Monday, June 30, 2008

Tell your children that when you are 17, you do stupid stuff :)

Lately - since a friend introduced J. to them - my children are experiencing a Beatles kick. We were driving somewhere listening to them and my children asked questions about the singers. I told them about my past obsession with the Beatles and that I was a fan in the true sense of the word of being fanatic. I explained how important my home town Hamburg, Germany was in their early history and how Obladi-Oblada was the first pop music I consciously remember. I told them about traveling to England with 17 to see a lot of relevant places and how I almost got run over while taking a picture to the entrance to Strawberry fields. I also told them that I waited a whole week for Paul McCartney in soho square park in front if the MPL building and that in retrospect I think that was rather stupid and I could have done something much better with that time, like visiting some more museums or take the train to Oxford like my friends did. "But then again, one does a lot of stupid stuff with seventeen, it just seems to be that way." I said and my 9 year old replied: "Thank you for telling me that. I will try to remember that and not do stupid things when I am seventeen, good that I know that."

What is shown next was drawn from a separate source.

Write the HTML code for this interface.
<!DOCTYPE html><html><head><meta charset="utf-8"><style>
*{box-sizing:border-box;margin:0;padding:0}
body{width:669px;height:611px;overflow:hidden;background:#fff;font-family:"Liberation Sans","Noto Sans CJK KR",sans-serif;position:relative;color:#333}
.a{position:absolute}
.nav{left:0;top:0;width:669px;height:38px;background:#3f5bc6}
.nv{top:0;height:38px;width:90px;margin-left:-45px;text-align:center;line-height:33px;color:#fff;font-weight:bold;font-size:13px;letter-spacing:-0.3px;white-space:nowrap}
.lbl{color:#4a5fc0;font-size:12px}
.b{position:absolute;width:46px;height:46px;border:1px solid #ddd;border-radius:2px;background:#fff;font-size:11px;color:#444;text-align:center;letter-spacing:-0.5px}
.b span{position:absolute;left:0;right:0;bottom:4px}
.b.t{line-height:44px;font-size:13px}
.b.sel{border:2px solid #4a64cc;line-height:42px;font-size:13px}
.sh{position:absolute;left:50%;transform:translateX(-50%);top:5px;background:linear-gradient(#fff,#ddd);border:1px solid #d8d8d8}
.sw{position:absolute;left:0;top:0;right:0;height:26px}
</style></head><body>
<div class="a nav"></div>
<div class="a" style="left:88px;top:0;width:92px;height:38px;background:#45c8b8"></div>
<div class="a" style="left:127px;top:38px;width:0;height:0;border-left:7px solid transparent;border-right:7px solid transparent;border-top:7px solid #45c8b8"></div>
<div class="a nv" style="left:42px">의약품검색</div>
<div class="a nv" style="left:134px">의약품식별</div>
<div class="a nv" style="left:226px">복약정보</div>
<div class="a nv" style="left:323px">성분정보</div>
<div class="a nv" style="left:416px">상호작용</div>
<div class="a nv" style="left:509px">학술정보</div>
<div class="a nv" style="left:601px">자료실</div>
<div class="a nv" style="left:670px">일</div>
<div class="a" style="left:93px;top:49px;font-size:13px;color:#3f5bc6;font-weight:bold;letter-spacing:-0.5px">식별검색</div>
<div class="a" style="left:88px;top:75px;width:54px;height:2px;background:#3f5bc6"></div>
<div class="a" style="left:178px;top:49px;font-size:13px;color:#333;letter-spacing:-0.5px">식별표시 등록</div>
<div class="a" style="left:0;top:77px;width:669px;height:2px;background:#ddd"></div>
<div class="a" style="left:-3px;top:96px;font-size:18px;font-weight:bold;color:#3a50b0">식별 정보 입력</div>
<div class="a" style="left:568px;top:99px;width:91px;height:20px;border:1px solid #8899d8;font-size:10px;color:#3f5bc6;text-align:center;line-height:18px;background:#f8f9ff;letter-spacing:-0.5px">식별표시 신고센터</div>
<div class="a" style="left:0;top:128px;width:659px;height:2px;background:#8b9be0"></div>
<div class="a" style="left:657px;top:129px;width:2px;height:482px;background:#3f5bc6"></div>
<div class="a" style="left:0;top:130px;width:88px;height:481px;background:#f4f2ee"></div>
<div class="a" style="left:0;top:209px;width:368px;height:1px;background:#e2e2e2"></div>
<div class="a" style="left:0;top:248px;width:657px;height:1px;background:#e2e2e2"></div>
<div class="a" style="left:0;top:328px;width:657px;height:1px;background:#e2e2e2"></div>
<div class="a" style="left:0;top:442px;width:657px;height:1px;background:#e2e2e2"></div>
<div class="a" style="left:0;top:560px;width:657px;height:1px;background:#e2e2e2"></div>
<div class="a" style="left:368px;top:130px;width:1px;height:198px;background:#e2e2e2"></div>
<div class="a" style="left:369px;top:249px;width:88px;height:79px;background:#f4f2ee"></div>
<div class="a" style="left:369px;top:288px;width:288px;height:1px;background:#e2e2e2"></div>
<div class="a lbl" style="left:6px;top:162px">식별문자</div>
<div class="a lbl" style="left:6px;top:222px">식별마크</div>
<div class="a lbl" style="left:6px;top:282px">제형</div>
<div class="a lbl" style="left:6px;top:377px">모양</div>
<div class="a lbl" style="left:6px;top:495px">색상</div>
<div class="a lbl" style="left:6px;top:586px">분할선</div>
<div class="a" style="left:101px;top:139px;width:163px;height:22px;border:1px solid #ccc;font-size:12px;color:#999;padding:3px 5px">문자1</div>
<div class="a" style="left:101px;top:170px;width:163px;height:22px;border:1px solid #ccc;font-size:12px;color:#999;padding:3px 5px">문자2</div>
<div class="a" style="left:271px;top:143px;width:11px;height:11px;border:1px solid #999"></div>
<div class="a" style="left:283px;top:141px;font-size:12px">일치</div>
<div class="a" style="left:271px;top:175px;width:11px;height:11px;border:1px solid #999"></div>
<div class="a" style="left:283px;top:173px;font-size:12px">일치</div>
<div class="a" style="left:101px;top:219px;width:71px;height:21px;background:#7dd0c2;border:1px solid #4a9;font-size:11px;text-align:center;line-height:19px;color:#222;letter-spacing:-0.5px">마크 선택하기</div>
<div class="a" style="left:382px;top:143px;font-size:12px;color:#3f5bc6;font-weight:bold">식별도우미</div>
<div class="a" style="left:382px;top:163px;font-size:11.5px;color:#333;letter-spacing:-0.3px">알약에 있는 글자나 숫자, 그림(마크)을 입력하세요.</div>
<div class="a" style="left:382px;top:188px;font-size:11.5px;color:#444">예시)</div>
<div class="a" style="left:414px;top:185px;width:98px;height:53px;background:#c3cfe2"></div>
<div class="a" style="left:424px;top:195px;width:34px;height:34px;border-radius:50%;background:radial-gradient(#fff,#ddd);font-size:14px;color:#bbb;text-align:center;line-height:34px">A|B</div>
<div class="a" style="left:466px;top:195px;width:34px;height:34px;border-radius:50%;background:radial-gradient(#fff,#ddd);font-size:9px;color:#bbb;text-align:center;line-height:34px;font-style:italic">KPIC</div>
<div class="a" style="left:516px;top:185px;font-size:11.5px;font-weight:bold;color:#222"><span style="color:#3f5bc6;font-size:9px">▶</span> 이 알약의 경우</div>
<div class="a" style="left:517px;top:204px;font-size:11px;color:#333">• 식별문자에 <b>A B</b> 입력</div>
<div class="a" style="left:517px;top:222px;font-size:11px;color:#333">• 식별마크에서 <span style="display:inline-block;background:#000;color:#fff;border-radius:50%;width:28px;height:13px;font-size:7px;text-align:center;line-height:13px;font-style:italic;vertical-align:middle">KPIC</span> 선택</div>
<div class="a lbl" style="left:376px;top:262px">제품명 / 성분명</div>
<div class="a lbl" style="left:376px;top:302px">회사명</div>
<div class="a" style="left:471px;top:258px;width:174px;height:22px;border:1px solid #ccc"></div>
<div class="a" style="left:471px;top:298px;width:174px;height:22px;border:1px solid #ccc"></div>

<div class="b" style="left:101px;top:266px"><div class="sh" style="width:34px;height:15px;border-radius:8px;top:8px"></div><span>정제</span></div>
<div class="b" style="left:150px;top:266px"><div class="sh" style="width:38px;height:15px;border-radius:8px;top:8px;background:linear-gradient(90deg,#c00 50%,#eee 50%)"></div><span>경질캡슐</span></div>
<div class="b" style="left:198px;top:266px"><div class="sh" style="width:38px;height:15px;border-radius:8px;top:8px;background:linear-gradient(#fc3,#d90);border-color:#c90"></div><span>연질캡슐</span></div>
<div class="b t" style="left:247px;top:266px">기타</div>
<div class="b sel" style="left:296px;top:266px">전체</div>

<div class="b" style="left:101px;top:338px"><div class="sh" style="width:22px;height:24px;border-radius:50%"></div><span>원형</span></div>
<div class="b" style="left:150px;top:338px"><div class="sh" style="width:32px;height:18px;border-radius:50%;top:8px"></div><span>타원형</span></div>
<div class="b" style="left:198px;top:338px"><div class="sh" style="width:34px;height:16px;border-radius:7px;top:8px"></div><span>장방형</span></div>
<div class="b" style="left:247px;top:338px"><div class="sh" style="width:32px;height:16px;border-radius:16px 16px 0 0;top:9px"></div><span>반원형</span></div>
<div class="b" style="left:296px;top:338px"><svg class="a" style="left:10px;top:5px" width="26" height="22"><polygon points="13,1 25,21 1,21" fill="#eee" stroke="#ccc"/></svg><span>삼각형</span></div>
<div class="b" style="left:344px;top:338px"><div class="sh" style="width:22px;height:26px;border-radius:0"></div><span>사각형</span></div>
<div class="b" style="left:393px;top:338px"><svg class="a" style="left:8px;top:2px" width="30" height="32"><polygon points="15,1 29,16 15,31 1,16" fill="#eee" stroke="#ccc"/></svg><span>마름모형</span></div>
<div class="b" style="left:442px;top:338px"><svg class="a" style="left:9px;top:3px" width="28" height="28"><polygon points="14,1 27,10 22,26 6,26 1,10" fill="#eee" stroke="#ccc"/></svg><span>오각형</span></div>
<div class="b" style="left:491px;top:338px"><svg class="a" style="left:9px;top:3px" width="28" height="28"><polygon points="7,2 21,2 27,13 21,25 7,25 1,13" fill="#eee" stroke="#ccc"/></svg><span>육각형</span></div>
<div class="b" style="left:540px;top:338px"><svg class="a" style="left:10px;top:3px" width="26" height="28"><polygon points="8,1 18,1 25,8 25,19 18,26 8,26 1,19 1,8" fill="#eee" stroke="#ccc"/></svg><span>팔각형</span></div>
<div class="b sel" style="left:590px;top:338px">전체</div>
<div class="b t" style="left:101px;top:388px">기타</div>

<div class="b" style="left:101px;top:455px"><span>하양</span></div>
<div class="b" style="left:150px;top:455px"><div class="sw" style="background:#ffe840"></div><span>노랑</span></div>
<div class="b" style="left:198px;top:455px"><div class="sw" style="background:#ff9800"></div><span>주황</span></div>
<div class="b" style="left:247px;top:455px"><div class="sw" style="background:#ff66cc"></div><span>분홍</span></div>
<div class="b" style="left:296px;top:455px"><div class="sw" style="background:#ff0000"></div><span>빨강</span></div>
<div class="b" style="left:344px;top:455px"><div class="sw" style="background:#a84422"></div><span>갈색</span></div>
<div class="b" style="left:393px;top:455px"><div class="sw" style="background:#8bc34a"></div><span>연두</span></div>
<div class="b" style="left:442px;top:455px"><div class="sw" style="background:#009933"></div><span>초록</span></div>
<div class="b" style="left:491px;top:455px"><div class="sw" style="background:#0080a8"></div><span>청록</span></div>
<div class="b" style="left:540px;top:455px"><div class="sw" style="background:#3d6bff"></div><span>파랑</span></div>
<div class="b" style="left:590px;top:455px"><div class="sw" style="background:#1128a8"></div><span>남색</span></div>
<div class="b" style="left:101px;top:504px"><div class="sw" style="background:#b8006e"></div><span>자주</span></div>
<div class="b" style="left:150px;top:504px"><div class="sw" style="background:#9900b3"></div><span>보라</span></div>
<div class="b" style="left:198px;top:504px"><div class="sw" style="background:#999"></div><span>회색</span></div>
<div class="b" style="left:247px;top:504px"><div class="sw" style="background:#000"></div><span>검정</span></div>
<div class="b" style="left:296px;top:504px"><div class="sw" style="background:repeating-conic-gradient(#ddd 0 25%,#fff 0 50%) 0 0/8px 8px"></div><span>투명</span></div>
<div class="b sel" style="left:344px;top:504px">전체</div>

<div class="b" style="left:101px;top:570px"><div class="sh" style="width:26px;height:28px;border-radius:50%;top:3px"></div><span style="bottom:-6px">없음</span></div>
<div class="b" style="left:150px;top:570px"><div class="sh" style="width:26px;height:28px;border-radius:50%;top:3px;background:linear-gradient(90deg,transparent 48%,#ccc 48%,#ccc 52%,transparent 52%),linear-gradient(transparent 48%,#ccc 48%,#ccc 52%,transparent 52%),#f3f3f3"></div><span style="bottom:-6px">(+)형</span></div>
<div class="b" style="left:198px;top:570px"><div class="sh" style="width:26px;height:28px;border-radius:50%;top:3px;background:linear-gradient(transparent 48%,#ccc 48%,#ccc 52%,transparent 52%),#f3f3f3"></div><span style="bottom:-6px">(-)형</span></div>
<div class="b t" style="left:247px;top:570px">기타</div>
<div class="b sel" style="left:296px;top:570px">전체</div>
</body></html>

And right there it struck me that it is really important to share with your children and to be honest about your life and your past. I do not think that this will have any impact on the stupidities my children will do when they are seventeen, but I do think that showing children that parents a) had a life before them and b) made mistakes and learned from them, is important for relating to each other. Sometimes we ask so much of our children and forget our own childhood, how unfair life seemed at times, how misunderstood we felt or how we just had to make our own mistakes. When I tell stories of my own past, I do not gloss over and I try not to exaggerate, though logically there are some things that I leave out, because they are not age appropriate or because I do not want to taint their relationship to certain people. I loved to hear stories from my grandmother when she was young. The beautiful thing about listening to that kind of personal oral history is how close it is to your life through relationship, yet how removed it seems because things have changed so dramatically in just a few generations.

The frame work in which this is related to our children plays a vital part in the effectiveness, because we all know the nagging parent that in a confrontation brings up the typical "and I walked 5 miles to school in the snow and without shoes" and usually just gets an eye-rolling. It is a whole other story when you are hanging out with your kids in the evening with the lights dim and the books are read and it is almost time for kisses and lights out. This is the perfect time to talk about things that happened that day, about highs and lows of everybody and maybe there is a story that touches upon some topic that comes up. My mother and her siblings actually had to walk very far on very cold days through deep snow, not dressed very warm and sometimes somebody could not attend school, because there where just not enough pairs of shoes for everybody. Once my great uncle had to whittle wooden shoes for my mother and since he was a man of ideas and not execution, they were not smooth enough, my mother got a splinter, then blood poisoning and almost died. If I bring this up after reading Harry Potter 7 and how cold they kids are in the tent, my kids would probably open to it and could reference it somehow. If I bring this up when I angry because my seven year old strangely enough and yet again misplaced all her shoes, it will just come over as annoying or threatening and probably just be ignored - I always imagine it sounding like the adults in the Peanuts cartoons: 'wha hwah wha bla wha...". I prefer to talk about my past in a humorous way anyway. When I was eight though, I was not able to see the fun in trudging through deep mud in the middle of the night while shivering in my nightgown and being guided by a flashlight that was just bright enough to highlight all the scary spiders in the outhouse, but in retrospect I do think it is quite hilarious.

Anyway, it is wonderful to have connections between my past and my children's present and stories are a good way to express these connections and to live them out. Returning to the Beatles, I enjoy tremendously when we break out in song together and can have fun that way. I have this very old and taped poster of the Beatles in 1965, my birth year, and I had it matted and framed when I attended university. Since then it has been kicking around in basements and attics and now it gets another round of display in my older daughter's room and I think that is just awesome. And just maybe it will make her smile when she is reminded of how silly her mother was when she was 17.

2 comments:

Christina said...

I love the Peanuts reference. I've lately thought I'm living in that Far Side cartoon about what dogs hear: The first panel shows a man lecturing his dog: “I’ve told you before, Ginger, stay out of the trash! Do you hear me, Ginger?” The second panel is titled What dogs hear: "Blah blah blah, Ginger! Blah blah blah blah, Ginger?"

Storytelling is big in Waldorf circles. I would love to incorporate some tales from my childhood in my interactions with my kids!

majesticmoose said...

One of my regrets is that I never did a storytelling class. I new some people who did it professionally, here and in Germany. Oral traditions are wonderful. We should try some storytelling by the fire some time!